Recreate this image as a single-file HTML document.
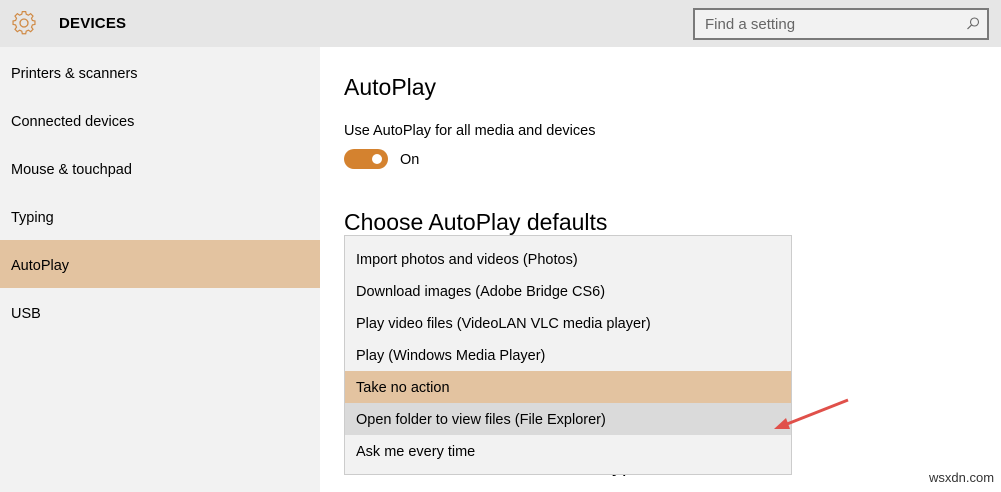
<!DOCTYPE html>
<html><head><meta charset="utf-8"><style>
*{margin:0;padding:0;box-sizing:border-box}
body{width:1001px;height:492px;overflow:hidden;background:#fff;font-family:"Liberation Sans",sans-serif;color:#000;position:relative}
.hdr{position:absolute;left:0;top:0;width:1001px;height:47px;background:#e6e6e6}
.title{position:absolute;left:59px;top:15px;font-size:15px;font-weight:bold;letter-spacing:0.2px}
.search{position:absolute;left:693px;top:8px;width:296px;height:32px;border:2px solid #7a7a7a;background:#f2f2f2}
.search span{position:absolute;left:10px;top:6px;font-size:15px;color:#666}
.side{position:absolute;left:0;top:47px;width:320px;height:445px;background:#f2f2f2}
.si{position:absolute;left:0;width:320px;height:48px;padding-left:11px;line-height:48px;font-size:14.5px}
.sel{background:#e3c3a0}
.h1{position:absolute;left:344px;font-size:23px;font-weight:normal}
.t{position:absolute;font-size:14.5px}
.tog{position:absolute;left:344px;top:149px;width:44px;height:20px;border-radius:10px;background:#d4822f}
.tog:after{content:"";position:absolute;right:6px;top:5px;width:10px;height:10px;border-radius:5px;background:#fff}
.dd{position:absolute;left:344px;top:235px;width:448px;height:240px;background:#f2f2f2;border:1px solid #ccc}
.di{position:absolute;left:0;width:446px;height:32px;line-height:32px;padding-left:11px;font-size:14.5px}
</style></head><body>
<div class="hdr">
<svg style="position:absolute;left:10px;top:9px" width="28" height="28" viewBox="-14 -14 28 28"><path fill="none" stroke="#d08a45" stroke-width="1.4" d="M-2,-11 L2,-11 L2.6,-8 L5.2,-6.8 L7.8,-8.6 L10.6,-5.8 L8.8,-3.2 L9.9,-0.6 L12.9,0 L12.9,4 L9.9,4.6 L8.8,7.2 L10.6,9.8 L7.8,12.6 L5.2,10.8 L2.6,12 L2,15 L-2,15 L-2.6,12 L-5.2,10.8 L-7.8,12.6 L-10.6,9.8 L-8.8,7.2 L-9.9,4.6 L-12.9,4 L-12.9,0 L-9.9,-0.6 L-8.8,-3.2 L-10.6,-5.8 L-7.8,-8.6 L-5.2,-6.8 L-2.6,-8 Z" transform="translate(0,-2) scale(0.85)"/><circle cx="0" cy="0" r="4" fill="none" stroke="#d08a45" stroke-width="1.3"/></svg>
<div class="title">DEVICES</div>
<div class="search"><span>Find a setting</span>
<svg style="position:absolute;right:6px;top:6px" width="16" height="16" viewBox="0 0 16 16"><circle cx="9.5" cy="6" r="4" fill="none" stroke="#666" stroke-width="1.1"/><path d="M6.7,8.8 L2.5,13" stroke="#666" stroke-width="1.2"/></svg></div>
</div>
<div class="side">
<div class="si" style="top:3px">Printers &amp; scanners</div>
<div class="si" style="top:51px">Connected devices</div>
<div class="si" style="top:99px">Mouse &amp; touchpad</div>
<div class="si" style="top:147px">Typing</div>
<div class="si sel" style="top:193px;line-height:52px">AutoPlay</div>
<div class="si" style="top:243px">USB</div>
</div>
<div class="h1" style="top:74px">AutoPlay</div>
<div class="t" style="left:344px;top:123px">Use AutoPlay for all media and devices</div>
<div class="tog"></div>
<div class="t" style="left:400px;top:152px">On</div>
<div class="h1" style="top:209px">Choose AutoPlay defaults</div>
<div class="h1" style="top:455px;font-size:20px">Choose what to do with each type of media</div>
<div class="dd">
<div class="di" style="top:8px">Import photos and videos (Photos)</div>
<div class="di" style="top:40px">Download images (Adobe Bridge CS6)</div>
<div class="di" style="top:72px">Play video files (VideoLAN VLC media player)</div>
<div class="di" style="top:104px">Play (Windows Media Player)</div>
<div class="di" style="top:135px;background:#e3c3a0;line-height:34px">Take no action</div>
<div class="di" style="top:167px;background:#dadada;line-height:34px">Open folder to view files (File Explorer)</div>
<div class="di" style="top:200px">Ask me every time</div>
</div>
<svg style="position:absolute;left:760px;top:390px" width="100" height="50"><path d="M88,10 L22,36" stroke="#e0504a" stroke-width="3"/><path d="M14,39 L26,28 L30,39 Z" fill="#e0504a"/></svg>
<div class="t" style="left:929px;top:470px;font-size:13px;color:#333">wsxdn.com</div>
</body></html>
□ □ □ □ □
:: SET PROBLEM ::
Restate the whole of the material word for word without the pictures.

:: REPLY ::
Recreate this image as a single-file HTML document.
<!DOCTYPE html>
<html><head><meta charset="utf-8"><style>
*{margin:0;padding:0;box-sizing:border-box}
body{width:1001px;height:492px;overflow:hidden;background:#fff;font-family:"Liberation Sans",sans-serif;color:#000;position:relative}
.hdr{position:absolute;left:0;top:0;width:1001px;height:47px;background:#e6e6e6}
.title{position:absolute;left:59px;top:15px;font-size:15px;font-weight:bold;letter-spacing:0.2px}
.search{position:absolute;left:693px;top:8px;width:296px;height:32px;border:2px solid #7a7a7a;background:#f2f2f2}
.search span{position:absolute;left:10px;top:6px;font-size:15px;color:#666}
.side{position:absolute;left:0;top:47px;width:320px;height:445px;background:#f2f2f2}
.si{position:absolute;left:0;width:320px;height:48px;padding-left:11px;line-height:48px;font-size:14.5px}
.sel{background:#e3c3a0}
.h1{position:absolute;left:344px;font-size:23px;font-weight:normal}
.t{position:absolute;font-size:14.5px}
.tog{position:absolute;left:344px;top:149px;width:44px;height:20px;border-radius:10px;background:#d4822f}
.tog:after{content:"";position:absolute;right:6px;top:5px;width:10px;height:10px;border-radius:5px;background:#fff}
.dd{position:absolute;left:344px;top:235px;width:448px;height:240px;background:#f2f2f2;border:1px solid #ccc}
.di{position:absolute;left:0;width:446px;height:32px;line-height:32px;padding-left:11px;font-size:14.5px}
</style></head><body>
<div class="hdr">
<svg style="position:absolute;left:10px;top:9px" width="28" height="28" viewBox="-14 -14 28 28"><path fill="none" stroke="#d08a45" stroke-width="1.4" d="M-2,-11 L2,-11 L2.6,-8 L5.2,-6.8 L7.8,-8.6 L10.6,-5.8 L8.8,-3.2 L9.9,-0.6 L12.9,0 L12.9,4 L9.9,4.6 L8.8,7.2 L10.6,9.8 L7.8,12.6 L5.2,10.8 L2.6,12 L2,15 L-2,15 L-2.6,12 L-5.2,10.8 L-7.8,12.6 L-10.6,9.8 L-8.8,7.2 L-9.9,4.6 L-12.9,4 L-12.9,0 L-9.9,-0.6 L-8.8,-3.2 L-10.6,-5.8 L-7.8,-8.6 L-5.2,-6.8 L-2.6,-8 Z" transform="translate(0,-2) scale(0.85)"/><circle cx="0" cy="0" r="4" fill="none" stroke="#d08a45" stroke-width="1.3"/></svg>
<div class="title">DEVICES</div>
<div class="search"><span>Find a setting</span>
<svg style="position:absolute;right:6px;top:6px" width="16" height="16" viewBox="0 0 16 16"><circle cx="9.5" cy="6" r="4" fill="none" stroke="#666" stroke-width="1.1"/><path d="M6.7,8.8 L2.5,13" stroke="#666" stroke-width="1.2"/></svg></div>
</div>
<div class="side">
<div class="si" style="top:3px">Printers &amp; scanners</div>
<div class="si" style="top:51px">Connected devices</div>
<div class="si" style="top:99px">Mouse &amp; touchpad</div>
<div class="si" style="top:147px">Typing</div>
<div class="si sel" style="top:193px;line-height:52px">AutoPlay</div>
<div class="si" style="top:243px">USB</div>
</div>
<div class="h1" style="top:74px">AutoPlay</div>
<div class="t" style="left:344px;top:123px">Use AutoPlay for all media and devices</div>
<div class="tog"></div>
<div class="t" style="left:400px;top:152px">On</div>
<div class="h1" style="top:209px">Choose AutoPlay defaults</div>
<div class="h1" style="top:455px;font-size:20px">Choose what to do with each type of media</div>
<div class="dd">
<div class="di" style="top:8px">Import photos and videos (Photos)</div>
<div class="di" style="top:40px">Download images (Adobe Bridge CS6)</div>
<div class="di" style="top:72px">Play video files (VideoLAN VLC media player)</div>
<div class="di" style="top:104px">Play (Windows Media Player)</div>
<div class="di" style="top:135px;background:#e3c3a0;line-height:34px">Take no action</div>
<div class="di" style="top:167px;background:#dadada;line-height:34px">Open folder to view files (File Explorer)</div>
<div class="di" style="top:200px">Ask me every time</div>
</div>
<svg style="position:absolute;left:760px;top:390px" width="100" height="50"><path d="M88,10 L22,36" stroke="#e0504a" stroke-width="3"/><path d="M14,39 L26,28 L30,39 Z" fill="#e0504a"/></svg>
<div class="t" style="left:929px;top:470px;font-size:13px;color:#333">wsxdn.com</div>
</body></html>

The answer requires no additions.